Je ne suis pas du tout fan du film, mais je ne comprends pas ce reproche: le thème religieux n'est pas plaqué, c'est le sujet même du film, comme l'indiquent d'entrée le titre original ou même l'affiche.
Loin d'être convaincu que la religion ait une place si importante dans le film. Elle y est présente parce que comme le dit Art Core elle est consubstantielle à la culture espagnole, que le film se passe durant les célébrations de la Vierge à Madrid, et que l'aspect culturel (plus que religieux) de ces célébrations résonne en Eva, à un moment où elle est justement en train de questionner son identité. J'entends bien qu'il y a un parallèle qui peut être fait entre son parcours et certains rituels liturgiques (tel le baptême, sur ce point je te rejoins totalement), mais ils ne sont pas à prendre au pied de la lettre (pas plus que le titre original du film), je n'ai pas ressenti qu'Eva se questionnait particulièrement sur sa foi catholique. On est tout de même plus proche de L'Ornithologue de Rodrigues que de Dreyer. Sinon tu ne veux pas expliquer pourquoi tu n'as pas aimé le film?
Baptiste a écrit:
on se prend à penser qu'on est bien plutôt face à un conte qu'à un film naturaliste. D'ailleurs la révélation finale un peu what the fuck renforce cet aspect. Mais là où le conte rohmérien (que Trueba cite comme influence, paraît-il) se développait de manière organique avec des péripéties dont les logiques s'emboîtent, ici il est difficile de suivre le fil conducteur et le sens de ces aventures, on se demande un peu où Trueba veut en venir.

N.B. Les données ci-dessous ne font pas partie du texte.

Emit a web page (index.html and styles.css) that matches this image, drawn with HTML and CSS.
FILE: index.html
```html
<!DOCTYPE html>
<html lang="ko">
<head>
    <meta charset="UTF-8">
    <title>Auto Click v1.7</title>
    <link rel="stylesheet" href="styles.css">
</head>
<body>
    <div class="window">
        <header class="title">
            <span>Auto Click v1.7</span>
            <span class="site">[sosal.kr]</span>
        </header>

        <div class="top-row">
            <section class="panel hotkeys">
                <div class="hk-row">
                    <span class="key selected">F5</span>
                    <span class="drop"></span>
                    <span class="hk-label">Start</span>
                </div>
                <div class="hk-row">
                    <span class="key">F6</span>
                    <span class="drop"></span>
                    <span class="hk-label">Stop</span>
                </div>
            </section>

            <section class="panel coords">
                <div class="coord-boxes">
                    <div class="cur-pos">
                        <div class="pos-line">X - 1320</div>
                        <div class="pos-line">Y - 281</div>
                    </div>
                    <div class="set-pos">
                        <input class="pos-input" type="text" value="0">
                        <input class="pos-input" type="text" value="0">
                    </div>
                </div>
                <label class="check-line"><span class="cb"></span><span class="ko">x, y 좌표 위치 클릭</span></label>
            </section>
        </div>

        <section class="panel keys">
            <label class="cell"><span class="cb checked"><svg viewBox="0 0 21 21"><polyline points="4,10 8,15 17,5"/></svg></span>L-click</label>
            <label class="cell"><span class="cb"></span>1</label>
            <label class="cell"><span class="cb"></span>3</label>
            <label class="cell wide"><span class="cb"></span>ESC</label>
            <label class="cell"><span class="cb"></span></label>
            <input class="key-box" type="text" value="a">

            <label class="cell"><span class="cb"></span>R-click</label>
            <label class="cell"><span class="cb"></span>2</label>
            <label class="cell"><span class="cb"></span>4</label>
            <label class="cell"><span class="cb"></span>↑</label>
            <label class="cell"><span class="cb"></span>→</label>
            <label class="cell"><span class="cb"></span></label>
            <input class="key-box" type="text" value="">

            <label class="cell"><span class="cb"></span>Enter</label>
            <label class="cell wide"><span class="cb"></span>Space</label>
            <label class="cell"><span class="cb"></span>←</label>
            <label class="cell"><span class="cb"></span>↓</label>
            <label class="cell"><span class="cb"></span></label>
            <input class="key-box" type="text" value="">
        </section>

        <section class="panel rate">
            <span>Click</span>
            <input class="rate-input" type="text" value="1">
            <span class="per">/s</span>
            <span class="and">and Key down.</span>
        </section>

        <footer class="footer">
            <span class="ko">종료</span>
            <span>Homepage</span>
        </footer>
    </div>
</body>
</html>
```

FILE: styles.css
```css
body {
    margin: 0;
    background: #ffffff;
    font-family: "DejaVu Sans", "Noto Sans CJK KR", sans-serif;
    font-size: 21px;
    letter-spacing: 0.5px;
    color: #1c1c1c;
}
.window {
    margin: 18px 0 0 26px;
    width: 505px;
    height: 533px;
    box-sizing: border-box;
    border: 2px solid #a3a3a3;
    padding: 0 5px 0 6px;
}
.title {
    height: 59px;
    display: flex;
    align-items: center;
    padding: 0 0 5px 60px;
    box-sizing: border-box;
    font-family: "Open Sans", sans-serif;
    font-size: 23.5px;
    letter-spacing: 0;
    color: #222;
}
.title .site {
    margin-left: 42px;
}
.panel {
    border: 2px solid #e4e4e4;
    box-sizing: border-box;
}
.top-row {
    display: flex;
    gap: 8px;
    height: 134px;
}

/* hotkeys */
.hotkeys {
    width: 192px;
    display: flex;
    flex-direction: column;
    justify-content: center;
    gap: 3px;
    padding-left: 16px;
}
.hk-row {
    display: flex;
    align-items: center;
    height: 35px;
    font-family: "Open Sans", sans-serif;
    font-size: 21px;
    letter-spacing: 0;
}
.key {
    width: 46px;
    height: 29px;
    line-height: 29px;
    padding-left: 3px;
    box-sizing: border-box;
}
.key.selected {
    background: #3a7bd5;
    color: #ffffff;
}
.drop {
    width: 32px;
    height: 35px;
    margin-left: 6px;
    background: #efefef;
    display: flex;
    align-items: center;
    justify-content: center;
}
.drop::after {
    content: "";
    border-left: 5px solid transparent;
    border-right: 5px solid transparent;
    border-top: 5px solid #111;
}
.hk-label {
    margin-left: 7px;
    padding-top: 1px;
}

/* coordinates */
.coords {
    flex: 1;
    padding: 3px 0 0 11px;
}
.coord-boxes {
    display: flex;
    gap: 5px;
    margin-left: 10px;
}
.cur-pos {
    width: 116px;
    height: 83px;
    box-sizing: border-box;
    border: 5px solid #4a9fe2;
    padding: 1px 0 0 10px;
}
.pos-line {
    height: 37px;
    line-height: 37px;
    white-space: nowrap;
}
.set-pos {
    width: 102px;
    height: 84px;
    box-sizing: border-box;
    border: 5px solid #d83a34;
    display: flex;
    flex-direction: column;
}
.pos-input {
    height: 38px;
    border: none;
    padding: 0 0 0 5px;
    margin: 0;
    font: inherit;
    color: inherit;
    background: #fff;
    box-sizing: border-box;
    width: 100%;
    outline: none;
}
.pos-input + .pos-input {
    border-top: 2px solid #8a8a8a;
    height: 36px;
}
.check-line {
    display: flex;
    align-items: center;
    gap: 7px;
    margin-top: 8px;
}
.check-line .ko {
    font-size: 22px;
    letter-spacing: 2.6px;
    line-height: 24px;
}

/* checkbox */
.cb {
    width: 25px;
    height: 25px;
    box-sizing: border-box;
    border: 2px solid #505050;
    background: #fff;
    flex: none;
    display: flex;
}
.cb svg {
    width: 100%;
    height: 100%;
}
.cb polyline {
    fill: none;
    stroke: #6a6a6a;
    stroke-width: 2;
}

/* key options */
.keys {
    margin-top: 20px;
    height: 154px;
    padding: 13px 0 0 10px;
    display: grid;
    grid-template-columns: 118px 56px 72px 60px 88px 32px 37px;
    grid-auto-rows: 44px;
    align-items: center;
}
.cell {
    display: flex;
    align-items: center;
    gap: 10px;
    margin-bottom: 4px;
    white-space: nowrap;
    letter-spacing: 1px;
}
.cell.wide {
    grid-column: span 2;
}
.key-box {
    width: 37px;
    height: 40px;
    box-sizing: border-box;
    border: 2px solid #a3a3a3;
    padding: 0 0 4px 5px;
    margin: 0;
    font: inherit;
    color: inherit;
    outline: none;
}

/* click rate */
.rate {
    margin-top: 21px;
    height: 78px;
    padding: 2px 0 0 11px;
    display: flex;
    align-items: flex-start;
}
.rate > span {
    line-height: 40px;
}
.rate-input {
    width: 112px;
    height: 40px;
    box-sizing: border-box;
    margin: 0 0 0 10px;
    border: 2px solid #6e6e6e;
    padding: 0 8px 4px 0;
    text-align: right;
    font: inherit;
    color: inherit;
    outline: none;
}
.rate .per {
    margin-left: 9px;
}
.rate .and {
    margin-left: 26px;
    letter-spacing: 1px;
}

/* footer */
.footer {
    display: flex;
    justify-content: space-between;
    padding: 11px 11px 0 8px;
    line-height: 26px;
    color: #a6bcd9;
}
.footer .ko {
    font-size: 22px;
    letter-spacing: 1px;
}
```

Ça n'est effectivement pas un film naturaliste, mais je ne lui trouve pas non plus beaucoup de rapport avec les contes rohmeriens. Les cartons qui ouvrent chaque journée, tout au plus. Non, c'est plus au roman picaresque que sa structure m'a fait penser, avec cet enchaînement de rencontres qui viennent chacune ajouter (ou soustraire) une pièce à l'édifice qu'Eva est en train de bâtir.
Art Core a écrit:
J'ai aimé que le film garde son mystère, ne soit jamais trop évident dans ces rencontres (par exemple cette manière de construire quelque chose chose avec les deux anglais pour ne plus les revoir), dans ses petits à côtés (ce truc avec la touriste asiatique), dans ses trajectoires. Comme l'espèce d'engueulade avec la copine maman au début, chose là mais dont on ne reparlera pas. Et surtout je trouve vraiment belle cette tristesse, cette dépression larvée chez ce personnage qui se cherche et qui ne parvient pas vraiment à se trouver.

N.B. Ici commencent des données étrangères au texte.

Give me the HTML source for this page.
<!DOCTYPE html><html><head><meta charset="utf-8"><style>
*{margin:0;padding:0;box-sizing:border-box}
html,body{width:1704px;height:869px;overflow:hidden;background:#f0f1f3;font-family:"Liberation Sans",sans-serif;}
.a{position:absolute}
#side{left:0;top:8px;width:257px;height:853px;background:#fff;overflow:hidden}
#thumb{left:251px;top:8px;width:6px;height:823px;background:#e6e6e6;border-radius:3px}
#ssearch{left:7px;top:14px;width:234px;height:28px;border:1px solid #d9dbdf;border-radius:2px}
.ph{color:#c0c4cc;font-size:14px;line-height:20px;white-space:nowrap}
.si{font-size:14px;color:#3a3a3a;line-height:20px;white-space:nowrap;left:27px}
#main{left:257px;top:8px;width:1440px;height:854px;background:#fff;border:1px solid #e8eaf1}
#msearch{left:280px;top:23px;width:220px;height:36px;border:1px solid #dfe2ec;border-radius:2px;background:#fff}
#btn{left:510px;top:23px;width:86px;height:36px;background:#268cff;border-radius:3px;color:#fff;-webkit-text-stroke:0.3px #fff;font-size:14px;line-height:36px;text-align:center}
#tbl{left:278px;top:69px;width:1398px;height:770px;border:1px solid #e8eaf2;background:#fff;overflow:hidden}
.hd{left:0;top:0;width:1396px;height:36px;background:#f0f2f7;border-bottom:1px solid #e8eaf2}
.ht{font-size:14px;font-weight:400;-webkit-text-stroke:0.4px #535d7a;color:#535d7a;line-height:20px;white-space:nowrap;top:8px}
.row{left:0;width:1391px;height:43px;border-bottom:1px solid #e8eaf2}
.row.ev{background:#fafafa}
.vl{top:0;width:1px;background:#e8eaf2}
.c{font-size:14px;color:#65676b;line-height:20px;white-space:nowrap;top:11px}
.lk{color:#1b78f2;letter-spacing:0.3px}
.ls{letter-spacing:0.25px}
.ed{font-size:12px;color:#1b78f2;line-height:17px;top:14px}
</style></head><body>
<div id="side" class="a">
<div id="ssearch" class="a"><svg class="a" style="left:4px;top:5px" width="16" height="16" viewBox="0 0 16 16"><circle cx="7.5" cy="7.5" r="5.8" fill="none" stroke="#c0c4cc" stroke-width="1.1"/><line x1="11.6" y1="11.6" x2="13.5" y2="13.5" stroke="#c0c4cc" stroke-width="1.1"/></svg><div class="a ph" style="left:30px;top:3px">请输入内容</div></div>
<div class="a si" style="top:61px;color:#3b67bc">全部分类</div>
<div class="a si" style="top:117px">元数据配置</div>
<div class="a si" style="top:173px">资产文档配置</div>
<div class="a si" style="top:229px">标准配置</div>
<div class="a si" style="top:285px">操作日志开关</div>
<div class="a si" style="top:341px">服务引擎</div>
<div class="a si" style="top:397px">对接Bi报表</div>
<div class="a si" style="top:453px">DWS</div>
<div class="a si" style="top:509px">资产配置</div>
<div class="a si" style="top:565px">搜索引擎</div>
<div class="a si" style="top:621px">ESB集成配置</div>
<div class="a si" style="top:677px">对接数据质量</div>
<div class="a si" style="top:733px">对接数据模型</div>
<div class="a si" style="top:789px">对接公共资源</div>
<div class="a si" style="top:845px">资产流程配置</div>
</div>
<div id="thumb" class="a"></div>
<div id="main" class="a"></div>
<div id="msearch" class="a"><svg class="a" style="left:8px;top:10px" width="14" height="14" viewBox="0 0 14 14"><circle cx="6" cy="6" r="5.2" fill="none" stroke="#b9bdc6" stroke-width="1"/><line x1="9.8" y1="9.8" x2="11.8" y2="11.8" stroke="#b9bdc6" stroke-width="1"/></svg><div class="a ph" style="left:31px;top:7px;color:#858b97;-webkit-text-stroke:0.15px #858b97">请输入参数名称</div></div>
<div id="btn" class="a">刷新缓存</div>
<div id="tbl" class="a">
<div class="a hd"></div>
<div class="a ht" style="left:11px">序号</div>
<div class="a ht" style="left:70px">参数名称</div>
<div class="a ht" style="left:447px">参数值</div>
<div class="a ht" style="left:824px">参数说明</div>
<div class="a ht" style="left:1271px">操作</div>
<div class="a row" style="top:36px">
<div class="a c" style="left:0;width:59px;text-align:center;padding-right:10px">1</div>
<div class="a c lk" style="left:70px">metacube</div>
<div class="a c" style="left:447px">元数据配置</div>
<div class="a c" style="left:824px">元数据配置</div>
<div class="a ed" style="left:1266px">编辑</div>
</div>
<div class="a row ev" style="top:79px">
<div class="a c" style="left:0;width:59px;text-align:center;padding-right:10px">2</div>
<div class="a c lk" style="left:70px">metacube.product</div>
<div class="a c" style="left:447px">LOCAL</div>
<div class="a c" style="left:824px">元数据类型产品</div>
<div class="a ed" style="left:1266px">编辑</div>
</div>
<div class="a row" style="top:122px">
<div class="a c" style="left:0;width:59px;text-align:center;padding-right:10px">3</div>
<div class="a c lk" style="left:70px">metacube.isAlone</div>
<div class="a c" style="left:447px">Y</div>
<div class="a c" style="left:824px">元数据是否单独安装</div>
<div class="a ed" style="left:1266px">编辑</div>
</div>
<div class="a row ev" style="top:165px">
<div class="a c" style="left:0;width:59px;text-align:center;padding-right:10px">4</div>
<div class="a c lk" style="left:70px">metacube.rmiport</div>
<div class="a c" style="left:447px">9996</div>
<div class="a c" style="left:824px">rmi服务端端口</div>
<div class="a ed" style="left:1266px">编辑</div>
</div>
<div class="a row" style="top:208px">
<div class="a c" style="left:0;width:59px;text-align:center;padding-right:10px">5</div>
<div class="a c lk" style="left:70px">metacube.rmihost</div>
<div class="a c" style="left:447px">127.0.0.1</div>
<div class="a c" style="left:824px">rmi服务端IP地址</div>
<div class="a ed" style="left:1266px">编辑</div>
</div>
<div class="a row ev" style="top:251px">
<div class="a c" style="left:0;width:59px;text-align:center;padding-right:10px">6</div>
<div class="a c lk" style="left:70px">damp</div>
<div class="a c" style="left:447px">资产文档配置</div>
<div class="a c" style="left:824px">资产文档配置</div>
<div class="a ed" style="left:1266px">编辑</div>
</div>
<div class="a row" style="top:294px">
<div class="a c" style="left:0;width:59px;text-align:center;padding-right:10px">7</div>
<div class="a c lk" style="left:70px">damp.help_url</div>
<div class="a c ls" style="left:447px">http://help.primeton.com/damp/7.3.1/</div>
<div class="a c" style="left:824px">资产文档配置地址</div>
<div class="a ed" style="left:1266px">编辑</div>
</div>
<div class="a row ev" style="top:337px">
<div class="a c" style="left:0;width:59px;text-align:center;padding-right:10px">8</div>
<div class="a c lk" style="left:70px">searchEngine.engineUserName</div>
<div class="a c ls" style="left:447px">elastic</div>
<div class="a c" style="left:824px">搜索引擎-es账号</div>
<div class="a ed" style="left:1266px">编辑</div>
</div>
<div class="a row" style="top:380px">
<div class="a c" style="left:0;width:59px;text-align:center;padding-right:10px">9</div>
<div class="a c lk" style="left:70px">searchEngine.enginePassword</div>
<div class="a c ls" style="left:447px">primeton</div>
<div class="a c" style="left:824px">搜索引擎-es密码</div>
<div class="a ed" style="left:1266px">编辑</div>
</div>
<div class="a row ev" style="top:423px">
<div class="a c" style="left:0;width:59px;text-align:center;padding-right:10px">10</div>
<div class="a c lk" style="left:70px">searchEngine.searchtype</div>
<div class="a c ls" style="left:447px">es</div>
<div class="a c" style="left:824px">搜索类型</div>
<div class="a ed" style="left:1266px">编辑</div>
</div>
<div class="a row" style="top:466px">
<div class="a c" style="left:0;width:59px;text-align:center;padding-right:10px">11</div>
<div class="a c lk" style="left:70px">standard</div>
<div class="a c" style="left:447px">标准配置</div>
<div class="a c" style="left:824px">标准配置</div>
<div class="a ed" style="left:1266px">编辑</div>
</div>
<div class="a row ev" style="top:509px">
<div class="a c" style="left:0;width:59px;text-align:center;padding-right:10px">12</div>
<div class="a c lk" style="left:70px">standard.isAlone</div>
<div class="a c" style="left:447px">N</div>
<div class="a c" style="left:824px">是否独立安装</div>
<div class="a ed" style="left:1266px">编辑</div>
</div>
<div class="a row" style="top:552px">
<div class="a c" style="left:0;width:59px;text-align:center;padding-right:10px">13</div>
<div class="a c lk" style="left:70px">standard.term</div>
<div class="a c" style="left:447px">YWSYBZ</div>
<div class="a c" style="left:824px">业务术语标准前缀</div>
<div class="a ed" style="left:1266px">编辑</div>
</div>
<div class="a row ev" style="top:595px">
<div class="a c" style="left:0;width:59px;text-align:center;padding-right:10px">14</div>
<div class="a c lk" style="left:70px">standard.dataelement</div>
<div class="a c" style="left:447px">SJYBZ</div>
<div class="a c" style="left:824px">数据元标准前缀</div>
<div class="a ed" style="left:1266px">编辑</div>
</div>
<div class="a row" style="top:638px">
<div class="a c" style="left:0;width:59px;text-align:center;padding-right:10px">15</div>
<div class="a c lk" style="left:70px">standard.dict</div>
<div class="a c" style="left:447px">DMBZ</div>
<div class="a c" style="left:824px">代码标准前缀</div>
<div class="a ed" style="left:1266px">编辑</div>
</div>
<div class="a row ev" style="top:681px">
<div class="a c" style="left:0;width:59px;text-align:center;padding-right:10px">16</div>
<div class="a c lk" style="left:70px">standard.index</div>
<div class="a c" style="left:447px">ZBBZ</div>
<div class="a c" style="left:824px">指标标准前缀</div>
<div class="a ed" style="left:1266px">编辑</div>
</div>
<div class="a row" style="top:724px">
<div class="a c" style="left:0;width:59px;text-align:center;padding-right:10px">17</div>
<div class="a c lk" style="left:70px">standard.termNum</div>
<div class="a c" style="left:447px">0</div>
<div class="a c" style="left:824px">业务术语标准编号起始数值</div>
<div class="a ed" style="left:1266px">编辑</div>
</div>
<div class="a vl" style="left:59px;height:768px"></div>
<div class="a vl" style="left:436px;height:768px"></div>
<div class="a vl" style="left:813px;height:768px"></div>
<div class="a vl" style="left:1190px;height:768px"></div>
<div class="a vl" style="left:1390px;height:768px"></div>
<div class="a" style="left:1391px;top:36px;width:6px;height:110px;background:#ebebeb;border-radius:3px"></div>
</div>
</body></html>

Je te rejoins sur ce point, j'ai aussi beaucoup aimé la manière dont le film se construit, mystérieux pour ne pas dire nébuleux au départ, qui lève un à un ses voiles sans toutefois tous les ôter. Une part de mystère perdure, même à la fin du film. Et, pour rayonnante que soit Itsaso Arana, même dans les moments les plus heureux, on sent qu'elle porte en elle quelque chose de douloureux, sans que l'on sache bien en identifier la cause, ce qui rend le film moins léger qu'il en a l'air.
Personne ne l'a relevé mais j'ai été frappé, lors de la première scène où elle se trouve seule dans l'appartement que son ami lui prête, par le double regard caméra insistant qu'elle porte au spectateur. Comme si elle nous prenait à témoin d'une décision qu'elle hésite à prendre. Premier regard caméra, elle remonte son chemisier et caresse son ventre, second regard caméra. Effet difficile à jauger de prime abord, mais qui prend tout son sens avec la suite de ses pérégrinations.

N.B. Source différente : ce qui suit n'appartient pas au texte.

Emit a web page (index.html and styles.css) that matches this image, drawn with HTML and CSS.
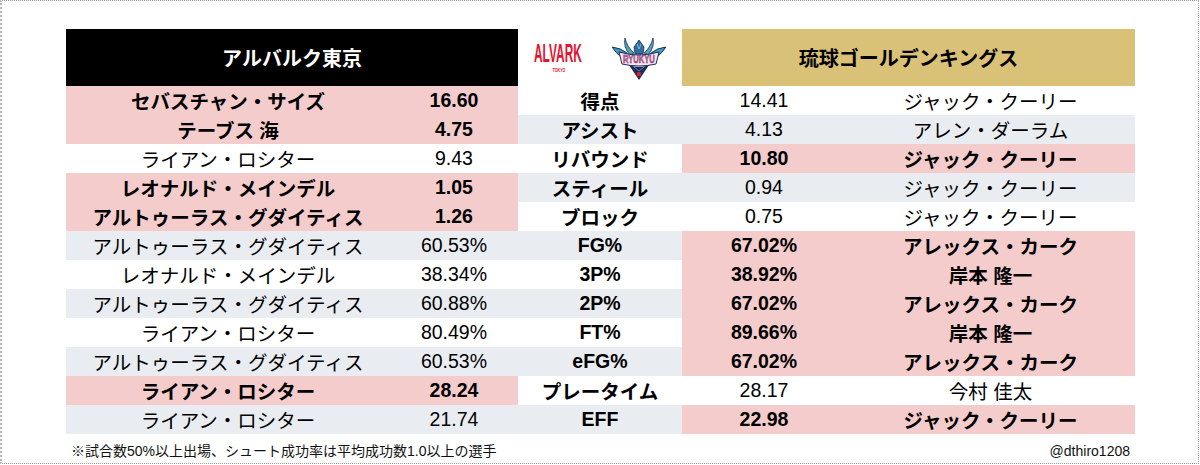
FILE: index.html
```html
<!DOCTYPE html>
<html lang="ja">
<head>
<meta charset="utf-8">
<title>アルバルク東京 vs 琉球ゴールデンキングス</title>
<link rel="stylesheet" href="styles.css">
</head>
<body>
<div class="frame">
  <div class="board">
    <div class="head head-left">アルバルク東京</div>
    <div class="head head-logos">
      <svg class="logo-alvark" viewBox="0 -5 48 37" width="48" height="37" aria-label="ALVARK TOKYO">
        <text transform="scale(0.45,1)" x="0" y="19.5" font-family="Liberation Sans, sans-serif" font-weight="bold" font-size="26.5" fill="#e5132f">ALVARK</text>
        <text transform="scale(0.61,1)" x="41" y="30.5" text-anchor="middle" font-family="Liberation Sans, sans-serif" font-weight="bold" font-size="6" fill="#e5132f">TOKYO</text>
      </svg>
      <svg class="logo-ryukyu" viewBox="0 0 54 44" width="54" height="44" aria-label="RYUKYU">
        <path d="M0 10 Q9 11 15 16 L19 25 Q8 22 0 10Z" fill="#3f9fb8" stroke="#1f2a5c" stroke-width="1"/>
        <path d="M54 10 Q45 11 39 16 L35 25 Q46 22 54 10Z" fill="#3f9fb8" stroke="#1f2a5c" stroke-width="1"/>
        <path d="M13 1 Q15 10 22 16 L18 18 Q11 10 13 1Z" fill="#4aa7b9" stroke="#1f2a5c" stroke-width="0.8"/>
        <path d="M41 1 Q39 10 32 16 L36 18 Q43 10 41 1Z" fill="#4aa7b9" stroke="#1f2a5c" stroke-width="0.8"/>
        <path d="M22 10 L27 3 L32 10 L31 17 L23 17Z" fill="#2f6f9a" stroke="#1f2a5c" stroke-width="0.8"/>
        <path d="M25 7 L27 12 L29 7" fill="none" stroke="#7fd0d8" stroke-width="0.8"/>
        <path d="M7 15 Q27 21 47 15 L44 27 Q27 31 10 27Z" fill="#fbe6ee" stroke="#1f2a5c" stroke-width="1"/>
        <text transform="scale(0.76,1)" x="35.5" y="26" text-anchor="middle" font-family="Liberation Sans, sans-serif" font-weight="bold" font-size="10" fill="#e56a9a" stroke="#2b2a66" stroke-width="0.4">RYUKYU</text>
        <path d="M17 28 Q27 32 37 28 L27 43Z" fill="#1f2a5c"/>
        <path d="M22 30 L27 34 L32 30" fill="none" stroke="#4aa7b9" stroke-width="0.8"/>
        <circle cx="27" cy="37" r="2.3" fill="#d8202a"/>
      </svg>
    </div>
    <div class="head head-right">琉球ゴールデンキングス</div>

    <div class="c win">セバスチャン・サイズ</div><div class="c win">16.60</div><div class="c lbl">得点</div><div class="c">14.41</div><div class="c">ジャック・クーリー</div>

    <div class="c win">テーブス 海</div><div class="c win">4.75</div><div class="c lbl alt">アシスト</div><div class="c alt">4.13</div><div class="c alt">アレン・ダーラム</div>

    <div class="c">ライアン・ロシター</div><div class="c">9.43</div><div class="c lbl">リバウンド</div><div class="c win">10.80</div><div class="c win">ジャック・クーリー</div>

    <div class="c win">レオナルド・メインデル</div><div class="c win">1.05</div><div class="c lbl alt">スティール</div><div class="c alt">0.94</div><div class="c alt">ジャック・クーリー</div>

    <div class="c win">アルトゥーラス・グダイティス</div><div class="c win">1.26</div><div class="c lbl">ブロック</div><div class="c">0.75</div><div class="c">ジャック・クーリー</div>

    <div class="c alt">アルトゥーラス・グダイティス</div><div class="c alt">60.53%</div><div class="c lbl alt">FG%</div><div class="c win">67.02%</div><div class="c win">アレックス・カーク</div>

    <div class="c">レオナルド・メインデル</div><div class="c">38.34%</div><div class="c lbl">3P%</div><div class="c win">38.92%</div><div class="c win">岸本 隆一</div>

    <div class="c alt">アルトゥーラス・グダイティス</div><div class="c alt">60.88%</div><div class="c lbl alt">2P%</div><div class="c win">67.02%</div><div class="c win">アレックス・カーク</div>

    <div class="c">ライアン・ロシター</div><div class="c">80.49%</div><div class="c lbl">FT%</div><div class="c win">89.66%</div><div class="c win">岸本 隆一</div>

    <div class="c alt">アルトゥーラス・グダイティス</div><div class="c alt">60.53%</div><div class="c lbl alt">eFG%</div><div class="c win">67.02%</div><div class="c win">アレックス・カーク</div>

    <div class="c win">ライアン・ロシター</div><div class="c win">28.24</div><div class="c lbl">プレータイム</div><div class="c">28.17</div><div class="c">今村 佳太</div>

    <div class="c alt">ライアン・ロシター</div><div class="c alt">21.74</div><div class="c lbl alt">EFF</div><div class="c win">22.98</div><div class="c win">ジャック・クーリー</div>
  </div>
  <div class="foot">
    <span>※試合数50%以上出場、シュート成功率は平均成功数1.0以上の選手</span>
    <span>@dthiro1208</span>
  </div>
</div>
</body>
</html>
```

FILE: styles.css
```css
html, body {
  margin: 0;
  padding: 0;
  background: #ffffff;
}

body {
  font-family: "Liberation Sans", "Noto Sans CJK JP", sans-serif;
  color: #000;
}

.frame {
  box-sizing: border-box;
  width: 1199px;
  height: 464px;
  border: 1px dotted #9a9a9a;
  border-left: 2px dotted #b5b5b5;
  padding: 28px 0 0 64px;
  background: #fff;
}

.board {
  width: 1069px;
  display: grid;
  grid-template-columns: 324px 128px 164px 164px 289px;
  grid-template-rows: 57px repeat(12, 29px);
}

.head {
  display: flex;
  align-items: center;
  justify-content: center;
  font-size: 20px;
  font-weight: bold;
}

.head-left {
  grid-column: 1 / 3;
  background: #000;
  color: #fff;
}

.head-logos {
  grid-column: 3;
  background: #fff;
  gap: 30px;
}

.head-right {
  grid-column: 4 / 6;
  background: #d9c177;
  color: #000;
}

.logo-alvark, .logo-ryukyu {
  display: block;
}

.logo-alvark {
  margin-bottom: 4px;
}

.logo-ryukyu {
  margin-top: 2px;
}

.c {
  display: flex;
  align-items: center;
  justify-content: center;
  font-size: 19.5px;
  white-space: nowrap;
  background: #fff;
}

.alt {
  background: #e9edf1;
}

.win {
  background: #f4cccc;
  font-weight: bold;
}

.lbl {
  font-weight: bold;
}

.foot {
  width: 1059px;
  margin-top: 9px;
  padding: 0 5px;
  display: flex;
  justify-content: space-between;
  font-size: 14px;
  line-height: 16px;
  color: #111;
}
```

Pour moi le sujet du film est évidemment la maternité, Eva est déjà enceinte lorsque débute le film (elle ne le devient en tout cas certainement pas après avoir fait l'amour avec Agosto, vu qu'elle lui a dit 2 jours avant avoir bientôt ses règles), mais se pose sérieusement la question ou non de garder l'enfant. Il ne me semble pas innocent que pendant une bonne moitié du film Eva se refuse à montrer son corps, non pas par pudeur mais parce qu'elle n'accepte pas la manière dont il est en train de changer. De cet état de fait, elle va s'engager dans un double processus de déconstruction aboutissant à la scène du baptême, pour se reconstruire en femme mature, acceptant son corps et sa féminité, et enfin l'enfant qu'elle porte.
Désolé Art Core je vais maintenant me lancer dans ce que l'on peut raisonnablement juger comme de l'explication de scénario mais ça va me permettre d'approfondir mon raisonnement
La première phase débute donc par la scène sus-citée (précédée de celle où son ami logeur lui parle de ce livre sur les comédies de l'âge d'or d'Hollywood et de ses actrices aux forts caractères, pour mieux rappeler à Eva ce qu'elle n'est pas encore), s’enchaineront petite balade en bus touristique (scène qui trouvera son écho lors de la discussion autour du déracinement et de l'avantage qu'il procure pour redémarrer sa vie de zéro - ce qu'Eva fait, mais dans Madrid, en migrant de la périphérie vers le centre), visite au musée (avec le passage par le buste de Poppée, premier indice de ses blessures intérieures) puis à son amie perdue de vue (pour mettre en exergue ce qu'elle ne peut accepter, avoir un enfant. Pendant toutes la séquence la caméra panote des deux femmes vers l'enfant, comme le point de jonction de leur conversation, comme l’élément perturbateur qui a détruit leur relation également). Une soirée avec les britanniques (dont on se demande si les critiques qu'elle formule à l'encontre de Joe ne lui sont pas plutôt directement adressées, en particulier le cynisme), une discussion avec sa voisine performeuse qui a congelé ses ovocytes et lui dit qu'elle a le temps de décider (ce qu'elle réfute, elle nie alors vouloir/pouvoir porter un enfant). Enlevant un à un ses oripeaux, elle est maintenant prête à renaître lors de la scène du baptême forcé.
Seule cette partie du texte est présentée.